Dieser Satz ist bis heute revolutionär. Er macht klar: Angst gehört zum Leben, sie darf aber nicht das letzte Wort haben.
Die Welt ist kein übermächtiger Feind, sondern ein Raum, in dem Gott handelt. Wer auf Gott vertraut, entdeckt neue Perspektiven und Möglichkeiten, die über das rein Menschliche hinausgehen.
Hilfe von innen statt von außen
Viele Menschen stellen sich die Frage: „Wer kommt und hilft uns?“ Dabei richten sie den Blick nach außen – auf die Politik, auf Hilfsprogramme, auf internationale Organisationen. Doch die eigentliche Veränderung beginnt in uns selbst.

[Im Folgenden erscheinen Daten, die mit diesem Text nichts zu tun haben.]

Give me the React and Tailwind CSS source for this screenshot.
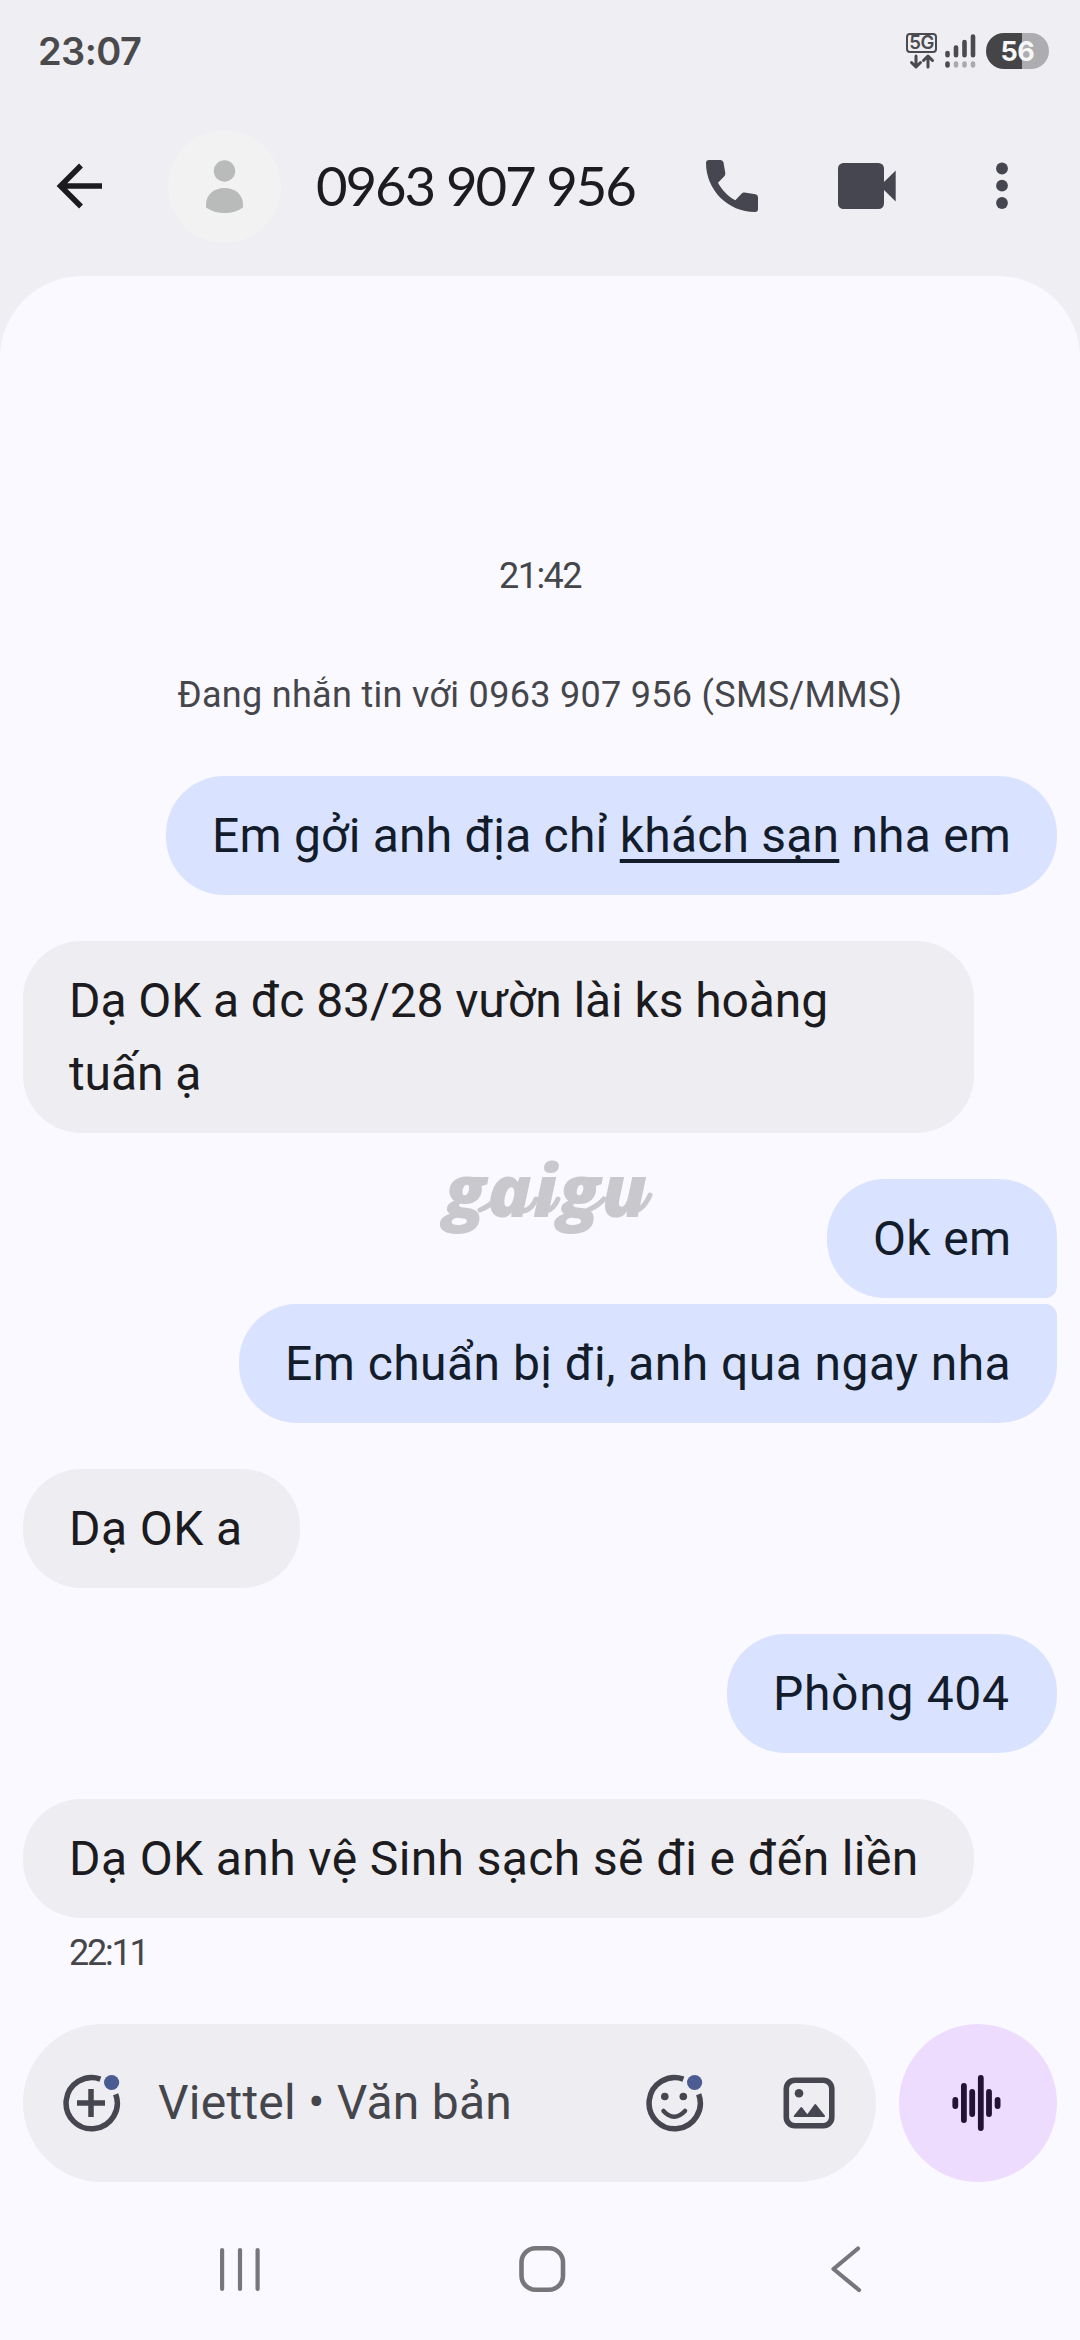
import React from 'react';

function StatusBar() {
  return (
    <div className="flex h-[102px] items-center justify-between pr-[31px] pl-[38px]">
      <span className="font-[Inter,sans-serif] text-[38px] font-semibold tracking-[-0.600px] text-[#4a4a4d]">23:07</span>
      <div className="flex items-center">
        <div className="mr-[7px] flex w-[31px] flex-col items-center">
          <span className="flex h-[20px] w-[31px] items-center justify-center rounded-[4px] border-2 border-[#4a4a4f] font-[Inter,sans-serif] text-[18.500px] leading-none font-semibold tracking-[-0.5px] text-[#4a4a4f]">5G</span>
          <svg className="h-[17px] w-[26px]" viewBox="0 0 26 17" fill="none" stroke="#4a4a4f" strokeWidth="3" strokeLinecap="round" strokeLinejoin="round">
            <path d="M7 3v11M2.500 9.500L7 14l4.500-4.500M19 14V3M14.500 7.500L19 3l4.500 4.500" />
          </svg>
        </div>
        <svg className="mr-[10px] h-[36px] w-[32px]" viewBox="0 0 32 36" strokeWidth="4.600" strokeLinecap="round" stroke="#4a4a4f">
          <path d="M3.500 20v2.200M12 14.500v7.700M20.500 9v13.200M29 3.500v18.700M3.500 30.500v2" />
          <path d="M12 30.500v2M20.500 30.500v2M29 30.500v2" stroke="#a9a9ae" />
        </svg>
        <div className="flex h-[36px] w-[63px] items-center justify-center rounded-full bg-linear-to-r from-[#454547] from-57% to-[#adadb1] to-57% font-[Inter,sans-serif] text-[27px] leading-none font-bold tracking-[-0.5px] text-[#f6f6f8]">
          56
        </div>
      </div>
    </div>
  );
}

function Header() {
  return (
    <header className="flex h-[174px] items-center pb-[6px] pl-[50px]">
      <svg className="h-[60px] w-[60px]" viewBox="0 0 60 60" fill="none" stroke="#1b1b20" strokeWidth="5.500">
        <path d="M52 30H10.500M31 9.500L10.500 30L31 50.500" />
      </svg>
      <svg className="ml-[58px] h-[113px] w-[113px]" viewBox="0 0 113 113">
        <circle cx="56.500" cy="56.500" r="56.500" fill="#f2f2f2" />
        <circle cx="56.500" cy="41" r="10.700" fill="#b8bbba" />
        <path d="M38 74.500C38 64.500 46 58 56.500 58S75 64.500 75 74.500v3Q67 83 56.500 83T38 77.500z" fill="#b8bbba" />
      </svg>
      <h1 className="ml-[35px] w-[350px] pb-[2px] font-[Lato,sans-serif] text-[54.500px] leading-none tracking-[-2.100px] whitespace-nowrap text-[#1b1b20]">0963 907 956</h1>
      <svg className="ml-[39px] h-[54px] w-[54px]" viewBox="0 0 54 54" fill="#45464f">
        <path d="M4 1H15.500q2.500 0 3 2.500L20.300 14q.3 2-1 3.300L13 23.700C17 31 23 37.500 30.300 41.300L36.500 34.700q1.300-1.500 3-1.200L50.500 35.300q2.500.500 2.500 3V50q0 3-3 3C23 53 1 31 1 4Q1 1 4 1z" />
      </svg>
      <svg className="ml-[78px] h-[60px] w-[60px]" viewBox="0 0 60 60" fill="#45464f">
        <rect x="1" y="7" width="46" height="46" rx="5.500" />
        <path d="M46 27L58.700 14.500v31L46 33z" />
      </svg>
      <svg className="ml-[98px] h-[60px] w-[14px]" viewBox="0 0 14 60" fill="#45464f">
        <circle cx="7" cy="12.500" r="5.900" />
        <circle cx="7" cy="29.700" r="5.900" />
        <circle cx="7" cy="47" r="5.900" />
      </svg>
    </header>
  );
}

function Bubble({ mine, className, children }) {
  return (
    <div
      className={
        (mine ? 'self-end bg-[#d9e2ff] text-[#131c2b] ' : 'self-start bg-[#eeedf2] text-[#1b1b20] ') +
        'px-[46px] py-[23px] text-[48px] leading-[73px] whitespace-nowrap ' +
        className
      }
    >
      {children}
    </div>
  );
}

function Watermark() {
  return (
    <div className="absolute top-[1139px] left-[444px] font-['Open_Sans',sans-serif] text-[73px] leading-[100px] font-extrabold tracking-[1.500px] text-[#c9c8cd] italic">
      gaigu
      <svg className="absolute top-[36px] left-0 h-[44px] w-[212px]" viewBox="0 0 212 44" fill="none" stroke="#c9c8cd" strokeWidth="5" strokeLinecap="round">
        <path d="M186 36Q198 38 206 20M36 35Q46 31 52 24M80 36Q88 34 92 24M102 36Q110 34 114 24M144 35Q154 31 160 24" />
      </svg>
    </div>
  );
}

function Composer() {
  return (
    <div className="mt-[47px] flex gap-[23px]">
      <div className="flex h-[158px] w-[853px] items-center rounded-full bg-[#eeedf2] pl-[38px]">
        <svg className="h-[60px] w-[60px]" viewBox="0 0 60 60" fill="none" stroke="#45464f" strokeWidth="5.500">
          <path d="M39.400 6.100A25.600 25.600 0 1 0 54.700 21.300M30 16v28M16 30h28" />
          <circle cx="50.600" cy="9.500" r="7.600" fill="#4b5c92" stroke="none" />
        </svg>
        <span className="ml-[37px] w-[486px] text-[48px] tracking-[0.250px] whitespace-nowrap text-[#45464b]">Viettel • Văn bản</span>
        <svg className="h-[60px] w-[60px]" viewBox="0 0 60 60" fill="none" stroke="#45464f" strokeWidth="5.500">
          <path d="M39.400 6.100A25.600 25.600 0 1 0 54.700 21.300" />
          <path d="M19.500 38Q30 49.500 41 38" strokeWidth="4.500" strokeLinecap="round" />
          <circle cx="20.800" cy="23.500" r="3.800" fill="#45464f" stroke="none" />
          <circle cx="39.300" cy="23.500" r="3.800" fill="#45464f" stroke="none" />
          <circle cx="50.600" cy="9.500" r="7.600" fill="#4b5c92" stroke="none" />
        </svg>
        <svg className="ml-[75px] h-[60px] w-[60px]" viewBox="0 0 60 60" fill="#45464f">
          <rect x="7.300" y="7.300" width="45.500" height="45.500" rx="8.500" fill="none" stroke="#45464f" strokeWidth="5.600" />
          <circle cx="20" cy="20.200" r="4.300" />
          <path d="M15.500 44q-1.500 0-.5-1.500l6.500-8q.8-1 1.600 0l5.200 6.700 7.200-9.600q.8-1 1.600 0l8.700 11q1 1.400-.6 1.400z" />
        </svg>
      </div>
      <div className="flex h-[158px] w-[158px] items-center justify-center rounded-full bg-[#eedcfe]">
        <svg className="h-[60px] w-[60px]" viewBox="0 0 60 60" stroke="#241335" strokeWidth="5.800" strokeLinecap="round">
          <path d="M7.300 27v6M15.900 13v34M24.200 19v22M32.800 5v50M41 19v22M49.600 27v6" />
        </svg>
      </div>
    </div>
  );
}

function NavBar() {
  return (
    <nav className="mt-[58px] flex items-center text-[#77777b]">
      <svg className="ml-[187px] h-[60px] w-[60px]" viewBox="0 0 60 60" stroke="currentColor" strokeWidth="4.200" strokeLinecap="round">
        <path d="M12.100 10v39M30 10v39M47.600 10v39" />
      </svg>
      <svg className="ml-[242px] h-[60px] w-[60px]" viewBox="0 0 60 60" fill="none" stroke="currentColor" strokeWidth="4.600">
        <rect x="9.500" y="8.300" width="41.500" height="41.500" rx="14" />
      </svg>
      <svg className="ml-[255px] h-[60px] w-[60px]" viewBox="0 0 60 60" fill="none" stroke="currentColor" strokeWidth="4.200" strokeLinecap="round" strokeLinejoin="round">
        <path d="M31 8.500L6.500 29L32 50" />
      </svg>
    </nav>
  );
}

export default function App() {
  return (
    <div className="relative h-[2340px] w-[1080px] overflow-hidden bg-[#eeeef3] font-[Roboto,sans-serif]">
      <StatusBar />
      <Header />
      <main className="flex h-[2064px] flex-col rounded-t-[82px] bg-[#faf9ff] px-[23px] pt-[276px]">
        <div className="text-center text-[36px] leading-[48px] tracking-[-1.500px] text-[#45464b]">21:42</div>
        <div className="mt-[71px] text-center text-[36px] leading-[48px] tracking-[0.300px] text-[#45464b]">
          Đang nhắn tin với 0963 907 956 (SMS/MMS)
        </div>
        <div className="mt-[57px] flex flex-col">
          <Bubble mine className="w-[891px] rounded-[58px] tracking-[0.200px]">
            Em gởi anh địa chỉ{' '}
            <span className="underline decoration-4 underline-offset-[7px] [text-decoration-skip-ink:none]">khách sạn</span> nha em
          </Bubble>
          <Bubble className="mt-[46px] w-[951px] rounded-[58px] tracking-[-0.100px]">
            Dạ OK a đc 83/28 vườn lài ks hoàng
            <br />
            tuấn ạ
          </Bubble>
          <Bubble mine className="mt-[46px] w-[230px] rounded-[58px] rounded-br-[12px] tracking-[0.300px]">Ok em</Bubble>
          <Bubble mine className="mt-[6px] w-[818px] rounded-[58px] rounded-tr-[12px] tracking-[0.450px]">
            Em chuẩn bị đi, anh qua ngay nha
          </Bubble>
          <Bubble className="mt-[46px] w-[277px] rounded-[58px] tracking-[0.400px]">Dạ OK a</Bubble>
          <Bubble mine className="mt-[46px] w-[330px] rounded-[58px] tracking-[0.700px]">Phòng 404</Bubble>
          <Bubble className="mt-[46px] w-[951px] rounded-[58px] tracking-[0.380px]">
            Dạ OK anh vệ Sinh sạch sẽ đi e đến liền
          </Bubble>
        </div>
        <div className="mt-[11px] pl-[46px] text-[36px] leading-[48px] tracking-[-2.200px] text-[#45464b]">22:11</div>
        <Composer />
        <NavBar />
      </main>
      <Watermark />
    </div>
  );
}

Natürlich braucht es funktionierende Strukturen, aber entscheidend ist, ob wir in der Lage sind, unsere Angst zu überwinden und handlungsfähig zu bleiben. Wenn wir versuchen, uns eine „heile Welt“ aufzubauen, kann das kurzfristig Halt geben. Doch je mehr wir die Realität meiden, desto kleiner wird dieser Raum.
Es entsteht ein Teufelskreis: Angst führt zu Rückzug, Rückzug verstärkt die Angst. Befreiung gelingt nur, wenn wir aus dem Schneckenhaus herauskommen und uns der Welt stellen.
Musik als Trost und Ermutigung
Ein schönes Beispiel, wie Menschen Kraft schöpfen können, ist die Motette „Jesu, meine Freude“ von Johann Sebastian Bach. Besonders die dritte Strophe wirkt wie ein trotziges Bekenntnis gegen die Angst:
Musik allein ist nicht die Lösung – aber sie kann uns helfen, uns an Gottes Stärke zu erinnern.
Trotz dem alten Drachen,
trotz dem Todesrachen,
trotz der Furcht dazu.
Tobe, Welt, und springe;
ich steh hier und singe
in gar sichrer Ruh.

Mut zum Handeln
Am Ende geht es darum, die Angst nicht das eigene Leben bestimmen zu lassen. Christen glauben, dass Gott uns seine Liebe schenkt, damit wir frei handeln können. Er will uns schützen, nicht damit wir uns zurückziehen, sondern damit wir mutig in der Welt leben.
Natürlich gibt es große Probleme: die ökologische Krise, soziale Ungerechtigkeit, politische Spaltungen. Aber statt uns im Privaten zu verschanzen, können wir Aufgaben anpacken – im Vertrauen darauf, dass Gott uns begleitet. Mut bedeutet nicht, keine Angst zu haben, sondern trotz der Angst zu handeln.
Fazit
Deutschland braucht Menschen, die sich nicht ins Schneckenhaus zurückziehen, sondern bereit sind, Verantwortung zu übernehmen. Wer sich von Gottes Kraft tragen lässt, gewinnt innere Freiheit, Gelassenheit und Mut.
Wir müssen die falsche Furcht über Bord werfen und die nötigen Aufgaben angehen. Dann können wir Schritt für Schritt Lösungen finden – nicht aus eigener Kraft allein, sondern mit Gottes Hilfe.